Beautiful afghan. Is your double treble crochet the same as U.S. treble? Just in case I decide to make this soon, I just want to be sure on the terminology since English and American differ so much.


----------



## janette6154 (May 25, 2012)

kareo said:


> Beautiful afghan. Is your double treble crochet the same as U.S. treble? Just in case I decide to make this soon, I just want to be sure on the terminology since English and American differ so much.


Sorry I meant to put this it is in English.


----------



## In Memory of Scottybear (Sep 20, 2011)

What beautiful work. Bavarian crochet is on my 'to do' list whick gets longer every day.


----------



## babybop (May 7, 2011)

Wow beautiful.


----------



## vayankee (May 5, 2011)

Gorgeous! First time I've seen one done in shades of one color and I
love it!


----------



## kiwiannie (Jul 30, 2011)

That is so beautiful,wish I could crochet like that. :thumbup: :thumbup: :thumbup: :thumbup: :thumbup: :thumbup: :thumbup: :thumbup:


----------



## kippyfure (Apr 9, 2011)

Here is a PDF for the pattern. Hope this helps.



janette6154 said:


> I make this in 4 colour squares and join but can be used as a square rug and just keep doing rows until desired length.


----------



## Estee (Aug 17, 2011)

I really like it, but I'm afraid I'd need a visual tutorial to get it right...My brain just cant translate that written pattern to visual...


----------



## dagmargrubaugh (May 10, 2011)

Stunning!


----------



## Sue1942 (May 7, 2011)

I believe I got a book on Barvarian Crochet from Annie's Attic Catalog a couple of years ago. It had good directions on how to do the barvarian crochet.
anniesattic.com is the link


----------



## francine leroux (Apr 4, 2011)

super beau bien fait une championne


----------



## Valanteen (Sep 28, 2011)

That beautiful.


----------



## kippyfure (Apr 9, 2011)

Now I know who to ask to translate patterns from French to English.
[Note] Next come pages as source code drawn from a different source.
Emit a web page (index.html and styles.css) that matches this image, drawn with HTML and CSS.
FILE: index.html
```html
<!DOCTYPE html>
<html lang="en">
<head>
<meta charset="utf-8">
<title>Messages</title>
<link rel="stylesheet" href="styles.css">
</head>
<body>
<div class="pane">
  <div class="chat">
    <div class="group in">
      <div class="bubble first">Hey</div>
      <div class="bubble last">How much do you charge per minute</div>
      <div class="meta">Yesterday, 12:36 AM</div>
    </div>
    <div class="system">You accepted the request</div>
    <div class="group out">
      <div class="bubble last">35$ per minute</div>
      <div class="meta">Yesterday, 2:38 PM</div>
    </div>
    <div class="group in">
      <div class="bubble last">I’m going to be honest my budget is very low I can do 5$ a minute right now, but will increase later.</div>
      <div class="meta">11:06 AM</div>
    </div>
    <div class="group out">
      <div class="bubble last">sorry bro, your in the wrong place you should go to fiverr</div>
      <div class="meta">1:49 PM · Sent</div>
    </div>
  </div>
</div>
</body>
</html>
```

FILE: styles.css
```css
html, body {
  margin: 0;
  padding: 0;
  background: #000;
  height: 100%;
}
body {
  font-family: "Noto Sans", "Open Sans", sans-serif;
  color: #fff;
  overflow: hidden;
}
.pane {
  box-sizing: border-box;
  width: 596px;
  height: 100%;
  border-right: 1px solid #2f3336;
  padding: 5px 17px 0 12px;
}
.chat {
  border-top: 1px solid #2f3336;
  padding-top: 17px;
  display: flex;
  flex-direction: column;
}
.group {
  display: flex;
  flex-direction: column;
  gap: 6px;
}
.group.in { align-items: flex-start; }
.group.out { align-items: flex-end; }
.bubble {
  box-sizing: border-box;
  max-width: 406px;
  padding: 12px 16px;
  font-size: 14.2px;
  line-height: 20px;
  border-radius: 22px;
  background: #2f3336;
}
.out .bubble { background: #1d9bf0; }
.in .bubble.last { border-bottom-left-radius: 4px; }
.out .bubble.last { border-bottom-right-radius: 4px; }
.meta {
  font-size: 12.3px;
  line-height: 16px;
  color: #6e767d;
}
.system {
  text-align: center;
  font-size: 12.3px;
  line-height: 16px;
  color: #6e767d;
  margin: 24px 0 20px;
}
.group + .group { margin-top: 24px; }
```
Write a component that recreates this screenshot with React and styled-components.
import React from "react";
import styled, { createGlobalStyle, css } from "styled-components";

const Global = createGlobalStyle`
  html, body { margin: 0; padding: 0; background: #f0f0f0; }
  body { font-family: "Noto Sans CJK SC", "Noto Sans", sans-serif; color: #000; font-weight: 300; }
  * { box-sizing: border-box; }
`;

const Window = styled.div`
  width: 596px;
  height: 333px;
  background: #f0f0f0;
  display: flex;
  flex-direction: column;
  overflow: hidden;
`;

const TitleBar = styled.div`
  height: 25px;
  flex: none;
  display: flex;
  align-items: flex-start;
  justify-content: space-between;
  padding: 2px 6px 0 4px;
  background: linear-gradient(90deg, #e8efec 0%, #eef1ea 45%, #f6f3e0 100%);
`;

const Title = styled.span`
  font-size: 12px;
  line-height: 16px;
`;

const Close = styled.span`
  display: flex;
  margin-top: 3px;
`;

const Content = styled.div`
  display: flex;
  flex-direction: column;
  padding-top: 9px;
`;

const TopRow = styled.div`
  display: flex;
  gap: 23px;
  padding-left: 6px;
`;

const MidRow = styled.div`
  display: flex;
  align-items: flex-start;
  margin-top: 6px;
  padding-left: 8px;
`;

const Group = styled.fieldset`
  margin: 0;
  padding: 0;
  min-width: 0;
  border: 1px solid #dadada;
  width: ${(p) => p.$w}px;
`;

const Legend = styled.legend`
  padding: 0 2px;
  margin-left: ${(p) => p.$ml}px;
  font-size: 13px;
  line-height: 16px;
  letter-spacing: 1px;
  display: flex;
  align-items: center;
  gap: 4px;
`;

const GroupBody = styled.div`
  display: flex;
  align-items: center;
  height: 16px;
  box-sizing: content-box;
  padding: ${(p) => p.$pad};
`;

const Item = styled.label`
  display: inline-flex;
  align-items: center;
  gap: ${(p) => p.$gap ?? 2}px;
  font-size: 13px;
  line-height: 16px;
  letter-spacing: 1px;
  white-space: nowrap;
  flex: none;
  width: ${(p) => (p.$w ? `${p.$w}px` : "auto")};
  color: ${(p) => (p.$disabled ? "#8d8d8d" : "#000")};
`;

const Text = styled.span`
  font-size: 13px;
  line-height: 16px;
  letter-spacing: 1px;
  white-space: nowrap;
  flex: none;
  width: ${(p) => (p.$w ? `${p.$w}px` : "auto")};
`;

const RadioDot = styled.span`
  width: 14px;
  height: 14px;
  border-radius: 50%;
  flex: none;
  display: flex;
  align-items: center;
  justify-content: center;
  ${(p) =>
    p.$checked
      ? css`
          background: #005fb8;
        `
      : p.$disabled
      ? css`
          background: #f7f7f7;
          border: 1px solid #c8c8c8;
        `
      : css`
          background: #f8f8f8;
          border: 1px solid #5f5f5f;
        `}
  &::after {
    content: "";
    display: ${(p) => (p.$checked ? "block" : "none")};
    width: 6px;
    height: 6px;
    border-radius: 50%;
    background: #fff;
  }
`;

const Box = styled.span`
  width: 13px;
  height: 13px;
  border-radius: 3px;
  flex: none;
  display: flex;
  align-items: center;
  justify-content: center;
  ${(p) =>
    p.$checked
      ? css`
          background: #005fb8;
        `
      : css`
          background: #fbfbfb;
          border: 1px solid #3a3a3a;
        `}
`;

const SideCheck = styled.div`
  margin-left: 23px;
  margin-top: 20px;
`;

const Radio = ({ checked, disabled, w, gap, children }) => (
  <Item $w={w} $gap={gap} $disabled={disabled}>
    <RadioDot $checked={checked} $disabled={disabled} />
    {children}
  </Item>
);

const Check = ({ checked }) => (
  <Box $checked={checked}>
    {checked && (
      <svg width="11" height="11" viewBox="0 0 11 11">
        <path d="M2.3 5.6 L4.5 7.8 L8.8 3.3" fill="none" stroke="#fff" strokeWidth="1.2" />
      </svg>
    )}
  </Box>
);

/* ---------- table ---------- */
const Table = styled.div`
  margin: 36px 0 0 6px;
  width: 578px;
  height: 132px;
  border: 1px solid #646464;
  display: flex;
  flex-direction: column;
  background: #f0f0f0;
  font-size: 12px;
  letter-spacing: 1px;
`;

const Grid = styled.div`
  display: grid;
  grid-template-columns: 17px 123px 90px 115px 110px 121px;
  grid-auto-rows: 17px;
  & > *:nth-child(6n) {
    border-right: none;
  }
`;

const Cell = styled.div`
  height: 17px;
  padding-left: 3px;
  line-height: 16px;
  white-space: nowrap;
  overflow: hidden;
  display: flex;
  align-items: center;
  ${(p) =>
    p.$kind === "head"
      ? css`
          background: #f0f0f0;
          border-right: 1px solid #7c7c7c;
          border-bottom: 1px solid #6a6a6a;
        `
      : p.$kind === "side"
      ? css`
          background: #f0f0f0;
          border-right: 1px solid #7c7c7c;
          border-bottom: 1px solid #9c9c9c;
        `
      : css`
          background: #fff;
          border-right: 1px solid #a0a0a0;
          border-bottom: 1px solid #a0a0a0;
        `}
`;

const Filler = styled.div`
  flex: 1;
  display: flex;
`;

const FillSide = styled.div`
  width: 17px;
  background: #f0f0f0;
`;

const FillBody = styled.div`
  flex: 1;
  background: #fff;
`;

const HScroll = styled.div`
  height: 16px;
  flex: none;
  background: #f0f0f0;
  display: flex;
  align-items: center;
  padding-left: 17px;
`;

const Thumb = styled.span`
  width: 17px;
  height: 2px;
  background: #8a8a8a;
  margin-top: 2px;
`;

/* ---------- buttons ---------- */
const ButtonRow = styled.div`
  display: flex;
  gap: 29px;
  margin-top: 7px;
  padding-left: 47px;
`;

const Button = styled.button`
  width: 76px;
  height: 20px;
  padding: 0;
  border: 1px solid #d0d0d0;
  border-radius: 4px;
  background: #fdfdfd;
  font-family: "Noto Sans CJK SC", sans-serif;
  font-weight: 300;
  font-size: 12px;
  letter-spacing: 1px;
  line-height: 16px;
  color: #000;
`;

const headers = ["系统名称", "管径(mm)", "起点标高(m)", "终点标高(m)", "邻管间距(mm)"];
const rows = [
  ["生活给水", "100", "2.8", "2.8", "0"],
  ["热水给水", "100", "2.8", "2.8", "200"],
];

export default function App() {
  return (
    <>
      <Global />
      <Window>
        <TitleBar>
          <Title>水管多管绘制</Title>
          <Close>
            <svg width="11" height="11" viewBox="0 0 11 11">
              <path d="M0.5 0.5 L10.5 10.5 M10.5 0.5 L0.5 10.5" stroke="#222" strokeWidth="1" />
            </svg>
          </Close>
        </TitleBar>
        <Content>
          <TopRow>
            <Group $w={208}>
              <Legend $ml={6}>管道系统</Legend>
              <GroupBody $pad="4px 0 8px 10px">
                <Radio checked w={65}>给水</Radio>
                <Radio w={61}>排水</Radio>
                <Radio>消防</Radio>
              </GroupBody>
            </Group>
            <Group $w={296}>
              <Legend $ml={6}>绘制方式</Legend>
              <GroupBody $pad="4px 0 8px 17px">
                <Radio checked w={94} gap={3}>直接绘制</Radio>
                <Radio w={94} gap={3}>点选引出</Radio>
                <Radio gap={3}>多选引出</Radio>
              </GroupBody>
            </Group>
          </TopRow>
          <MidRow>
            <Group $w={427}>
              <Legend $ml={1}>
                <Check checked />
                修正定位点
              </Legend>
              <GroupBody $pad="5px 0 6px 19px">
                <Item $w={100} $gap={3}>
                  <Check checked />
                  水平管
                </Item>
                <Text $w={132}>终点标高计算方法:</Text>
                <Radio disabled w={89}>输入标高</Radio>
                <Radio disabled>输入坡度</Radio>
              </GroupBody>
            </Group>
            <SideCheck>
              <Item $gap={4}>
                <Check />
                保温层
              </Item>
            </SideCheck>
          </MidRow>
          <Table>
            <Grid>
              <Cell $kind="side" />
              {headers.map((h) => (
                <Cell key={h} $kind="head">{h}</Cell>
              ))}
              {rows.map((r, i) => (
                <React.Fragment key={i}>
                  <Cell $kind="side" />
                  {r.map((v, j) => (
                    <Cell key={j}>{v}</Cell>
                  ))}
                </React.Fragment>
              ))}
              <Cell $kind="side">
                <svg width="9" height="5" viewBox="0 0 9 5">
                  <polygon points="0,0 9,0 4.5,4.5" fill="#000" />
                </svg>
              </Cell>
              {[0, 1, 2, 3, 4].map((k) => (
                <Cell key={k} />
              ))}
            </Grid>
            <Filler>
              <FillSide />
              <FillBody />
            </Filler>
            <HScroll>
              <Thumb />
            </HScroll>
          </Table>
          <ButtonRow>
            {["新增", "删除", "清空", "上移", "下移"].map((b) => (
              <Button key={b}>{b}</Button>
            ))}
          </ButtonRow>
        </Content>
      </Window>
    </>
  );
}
My French is inadequate.



francine leroux said:


> super beau bien fait une championne


----------



## tikeur (May 19, 2012)

Wow beautiful. All my congratulations!


----------



## gordon000 (Jul 17, 2011)

Oooh My, absolutely gorgeous!


----------



## mollyannhad (Feb 1, 2011)

I LOVE it!


----------



## Dancer13 (Nov 11, 2012)

Just beautiful!!


----------



## craftilady (Feb 1, 2011)

Beautiful. Are these stitches in Australian English or US English.


----------



## canadagal (Dec 6, 2011)

That is such an amazing work of art. I love it. Will also add this to my "ever growing list of projects to do" Thanks for sharing.


----------



## artsydeb (Feb 4, 2011)

Awesome job on it. Love the joining rows looks so much like flowers.


----------



## cabbagehome (Dec 23, 2011)

Awesome!


----------



## janette6154 (May 25, 2012)

craftilady said:


> Beautiful. Are these stitches in Australian English or US English.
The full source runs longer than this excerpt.